A skeleton can hold many clues about its deceased flesh-and-blood owner, and now research indicates that bones can show whether or not that person was overweight.
The key to ascertaining this is the thigh bone — a thick, weight-bearing bone called the femur. By studying the remains of 121 white men, two anthropologists have found the overweight men had wider femur bones.
Ann Ross, an anthropologist at North Carolina State University and one of the researchers, described the change in the bone as “almost like a buttress making something stronger.”
“A lot of people have the impression that bone is not alive, but it is a very alive tissue, and it is continuously changing, and it changes due to the stressors that are placed on it,” Ross said.
Other research has revealed that overweight and obese people move differently than those of normal weight to compensate for the extra heft they are carrying. For example, one study found that obese people took wider steps when walking than people of normal weight. These changes may alter the forces on the femur and cause it to change its shape, according to Ross and fellow researcher Gina Agostini.
They found that overweight men among the 121 skeletons had femurs that were wider from side-to-side. Changes in width from front-to-back of the femur showed no relationship to body weight.
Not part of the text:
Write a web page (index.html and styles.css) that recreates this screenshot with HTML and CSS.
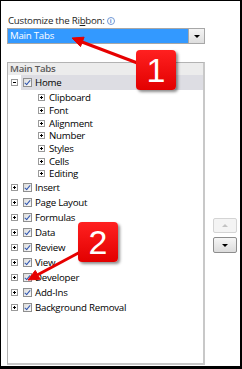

In order to control for sex differences and possible genetic effects on variation in femur width, Ross and Agostini studied only white male skeletons. The next step will be to look at the relationship between femur width and body weight among women and different ethnic populations, Ross said.
The clues investigators can glean from a skeleton include age at death, sex, the presence of certain bone-altering diseases, ethnic ancestry and cause of death. This research could give them another clue with which to work when trying to identify a body, Ross said. However, it would be trickier to apply to ancient populations because their physical activity was much different than ours, she said.
The study was published in the March issue of the Journal of Forensic Sciences.